Female Wedding Party members. No black, no white. No bare shoulders or low cut neckline in the house of the Lord.
The Groom. And really, all males in the wedding, apart from the ring bearer. (I'll get to him.) Morning formal weddings means morning suits—cutaways and striped pants. Afternoon means dark business suits. After six, means black or white tie, depending on the formality of the bride's dress. This means no tuxedos before 6 p.m. Now, about that ring bearer. Regardless of the time of day, preschool boys do not belong in morning suits, business suits, black tie, or white tie. They belong in Eton suits and knee socks. This brings me to the next subject.

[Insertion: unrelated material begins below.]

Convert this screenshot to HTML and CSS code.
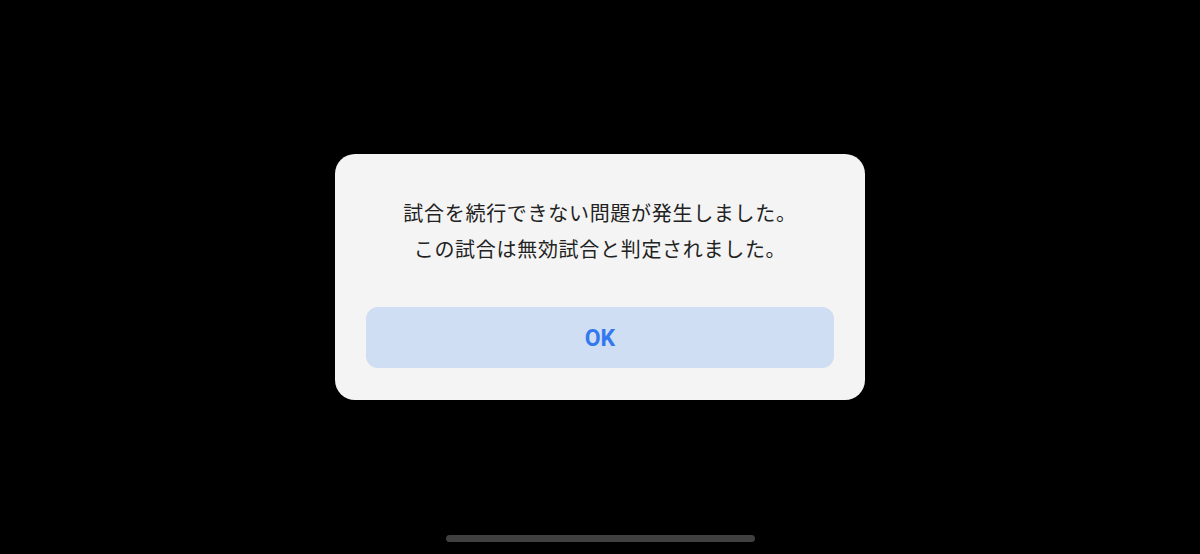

Children in the Wedding. There are differing views on this. I didn't want any. They steal the show and I didn't want any competition. Truly, I'm not usually that full of myself but this was my day and I figured there might never be another when everything was all about me. And there hasn't been. Still, I have since come to regret this, mostly because Baby Girl simply will not let it go. She was five at the time and was not one bit happy about giving out rice bags. She felt she had been robbed of her rightful place at the altar with a basket of rose petals. She has reminded me of this at least twice a month for twenty-two years and four months. So if you're going to have a ring bearer and flower girl, bear in mind that they might refuse to do it at the last minute and if they don't, they are probably going to raise hell. Of course, as I can attest, the children in your life might grow up and raise hell because they didn't get to do it. So decide what you can live with and go with it.

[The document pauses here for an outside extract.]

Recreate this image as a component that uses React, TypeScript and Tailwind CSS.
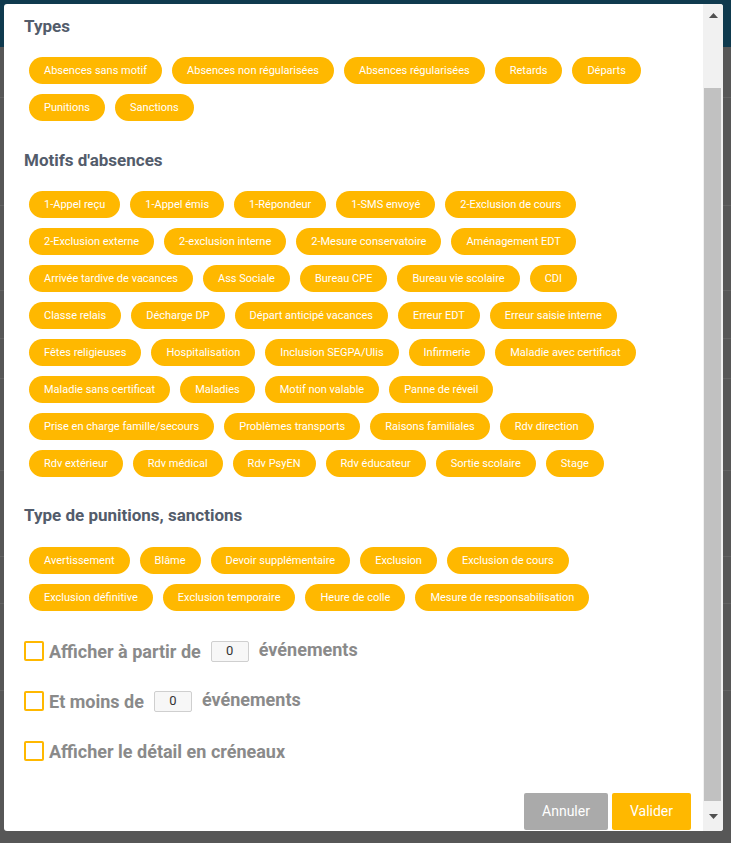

Though I've not witnessed it myself, I hear that in the last few years there has been an unfortunate trend toward having something called a miniature bride and groom. Avoid this. There is supposed to one, and only one, person wearing white and that is not some eight-year-old intent on stealing your thunder.

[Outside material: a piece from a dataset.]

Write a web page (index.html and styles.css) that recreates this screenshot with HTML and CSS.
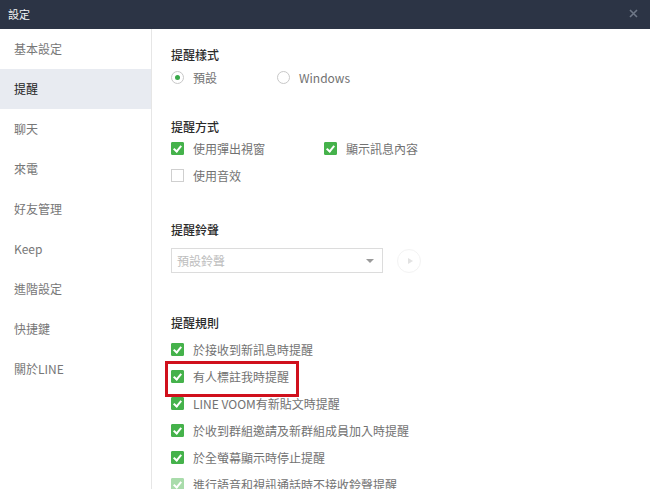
FILE: index.html
```html
<!DOCTYPE html>
<html lang="zh-Hant">
<head>
<meta charset="utf-8">
<link rel="stylesheet" href="styles.css">
</head>
<body>
<div class="window">
  <header class="titlebar">
    <span class="title">設定</span>
    <svg class="close" width="9" height="9" viewBox="0 0 9 9"><path d="M1 1L8 8M8 1L1 8" stroke="#6f7888" stroke-width="1.6" fill="none"/></svg>
  </header>
  <div class="body">
    <nav class="sidebar">
      <div class="nav-item">基本設定</div>
      <div class="nav-item active">提醒</div>
      <div class="nav-item">聊天</div>
      <div class="nav-item">來電</div>
      <div class="nav-item">好友管理</div>
      <div class="nav-item">Keep</div>
      <div class="nav-item">進階設定</div>
      <div class="nav-item">快捷鍵</div>
      <div class="nav-item">關於LINE</div>
    </nav>
    <main class="content">
      <section class="section s-style">
        <h2 class="heading">提醒樣式</h2>
        <div class="row">
          <label class="opt col1"><span class="radio on"></span>預設</label>
          <label class="opt"><span class="radio"></span>Windows</label>
        </div>
      </section>
      <section class="section s-method">
        <h2 class="heading">提醒方式</h2>
        <div class="row">
          <label class="opt col1 wide"><span class="check on"></span>使用彈出視窗</label>
          <label class="opt"><span class="check on"></span>顯示訊息內容</label>
        </div>
        <div class="row">
          <label class="opt"><span class="check"></span>使用音效</label>
        </div>
      </section>
      <section class="section s-sound">
        <h2 class="heading">提醒鈴聲</h2>
        <div class="sound-row">
          <div class="select"><span>預設鈴聲</span><span class="arrow"></span></div>
          <div class="play"><span class="tri"></span></div>
        </div>
      </section>
      <section class="section s-rules">
        <h2 class="heading">提醒規則</h2>
        <div class="rules">
          <div class="row"><label class="opt"><span class="check on"></span>於接收到新訊息時提醒</label></div>
          <div class="row"><label class="opt highlight"><span class="check on"></span>有人標註我時提醒</label></div>
          <div class="row"><label class="opt"><span class="check on"></span>LINE VOOM有新貼文時提醒</label></div>
          <div class="row"><label class="opt"><span class="check on"></span>於收到群組邀請及新群組成員加入時提醒</label></div>
          <div class="row"><label class="opt"><span class="check on"></span>於全螢幕顯示時停止提醒</label></div>
          <div class="row"><label class="opt"><span class="check on dim"></span>進行語音和視訊通話時不接收鈴聲提醒</label></div>
        </div>
      </section>
    </main>
  </div>
</div>
</body>
</html>
```
FILE: styles.css
```css
* { box-sizing: border-box; }
html, body { margin: 0; padding: 0; }
body {
  width: 650px;
  height: 489px;
  overflow: hidden;
  background: #fff;
  font-family: "Noto Sans CJK TC", "Noto Sans", sans-serif;
  font-size: 12px;
  color: #666;
}
.window { display: flex; flex-direction: column; height: 489px; }
.titlebar {
  height: 29px;
  flex: none;
  background: #2c3445;
  display: flex;
  align-items: center;
  justify-content: space-between;
  padding: 0 12px 0 8px;
}
.title { color: #f2f3f5; font-size: 11px; line-height: 1; }
.close { display: block; margin-top: -2px; }
.body { display: flex; flex: 1; min-height: 0; }
.sidebar {
  width: 152px;
  flex: none;
  border-right: 1px solid #e6e6e6;
}
.nav-item {
  height: 40px;
  line-height: 40px;
  padding-left: 14px;
  color: #777;
  font-size: 12px;
}
.nav-item.active { background: #e8ebf1; color: #222; }
.content { flex: 1; padding: 18px 0 0 19px; }
.heading {
  margin: 0;
  font-size: 12px;
  line-height: 16px;
  font-weight: 500;
  color: #2a2a2a;
}
.row { display: flex; align-items: center; height: 27px; }
.opt { display: inline-flex; align-items: center; color: #727272; line-height: 16px; position: relative; }
.col1 { width: 106px; }
.col1.wide { width: 153px; }
.radio {
  width: 13px; height: 13px;
  border: 1px solid #c8c8c8;
  border-radius: 50%;
  margin-right: 9px;
  position: relative;
  flex: none;
}
.radio.on::after {
  content: "";
  position: absolute;
  left: 3px; top: 3px;
  width: 5px; height: 5px;
  border-radius: 50%;
  background: #3aa94a;
}
.check {
  width: 13px; height: 13px;
  border: 1px solid #cfcfcf;
  background: #fff;
  margin-right: 9px;
  position: relative;
  flex: none;
}
.check.on { background: #45b24b; border-color: #45b24b; border-radius: 1px; }
.check.on::after {
  content: "";
  position: absolute;
  left: 3px; top: 1px;
  width: 3px; height: 6px;
  border: solid #fff;
  border-width: 0 2px 2px 0;
  transform: rotate(40deg);
}
.check.dim { background: #a9dcab; border-color: #a9dcab; }
.s-style .row { margin-top: 1px; }
.s-method { margin-top: 28px; }
.s-sound { margin-top: 33px; }
.sound-row { display: flex; align-items: center; margin-top: 10px; }
.select {
  width: 212px; height: 25px;
  border: 1px solid #dcdcdc;
  display: flex; align-items: center; justify-content: space-between;
  padding: 0 8px 0 5px;
  color: #bdbdbd;
}
.arrow {
  width: 0; height: 0;
  border-left: 4px solid transparent;
  border-right: 4px solid transparent;
  border-top: 4px solid #9a9a9a;
}
.play {
  width: 24px; height: 24px;
  border: 1px solid #f3f3f3;
  border-radius: 50%;
  margin-left: 14px;
  display: flex; align-items: center; justify-content: center;
}
.tri {
  width: 0; height: 0;
  border-top: 3px solid transparent;
  border-bottom: 3px solid transparent;
  border-left: 5px solid #e2e2e2;
  margin-left: 2px;
}
.s-rules { margin-top: 42px; }
.rules { margin-top: 5px; }
.highlight::after {
  content: "";
  position: absolute;
  left: -6px; top: -8px;
  width: 128px; height: 30px;
  border: 3px solid #d0101c;
}
```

Wedding Director. In the name of all that is Holy, hire yourself a wedding director. This is not to be confused with a wedding planner, who helps plan the whole thing and charges a lot of money. A wedding director meets with you a couple of times and is on hand for the rehearsal and the big day to, well, direct. She will make sure everyone has the right flowers and is wearing/carrying them correctly. She will get everyone lined up and down the aisle at the right time. She will boss the photographer around. In other words, she will save your fanny. If you think your aunt, ex stepmother, or 5th BFF, who didn't make the bridesmaid cut, can do it, you are wrong. The wedding director is not emotionally involved and doesn't care if she sees you go down the aisle or say I do. Hence, she can be somewhere else—like making sure the cake has arrived and that your drunk ex boyfriend is escorted off the premises without much ado.
Photographs. Remember that the wedding is not for the benefit of producing pictures. The photographer is meant to record your day as it unfolds. Do not let him dictate to you. He will try. If you don't want the groom to see you before the ceremony, do not be bullied into having group shots done before. Please do not leave your guests to cool their heels for an hour between the ceremony and the reception. Go stand in the receiving line so that the people who cared enough about you to come to your wedding can offer their good wishes. Get the party started and then go back for those pictures. The photographer will not like this. He wants to go home. If need be, have the wedding director whip his butt. She can; she's seen worse.
The Guest List. Where do you draw the line? That's hard. I didn't draw a line; neither did I spend a lot of money. It was more important to me to celebrate with my friends and family than to have a sit down meal and an open bar, which we don't really do here in the south much anyway. There is no shame in a punch, cake, and finger food reception at the church. But if you draw a line—say family only—stay within that line. Or don't—if you don't care what it's going to cost you and I'm not talking about money.
- Don't sing to each other. Just don't. Please.
- No programs.
- No unity candle.
- If you want a power point presentation of your childhoods and courtship, do it at the rehearsal dinner. Also, don't include any naked pictures of yourselves.
- No silk flowers. If you can't afford a lot of flowers, don't have a lot of flowers. But what you have, needs to have , at some point, been alive.
I could go on but I've already gone on too long.
And this bears repeating: It is (was) your wedding. Regardless of what Emily Post or I think, you should do what makes you happy.
What's the worst thing you've ever seen at a wedding?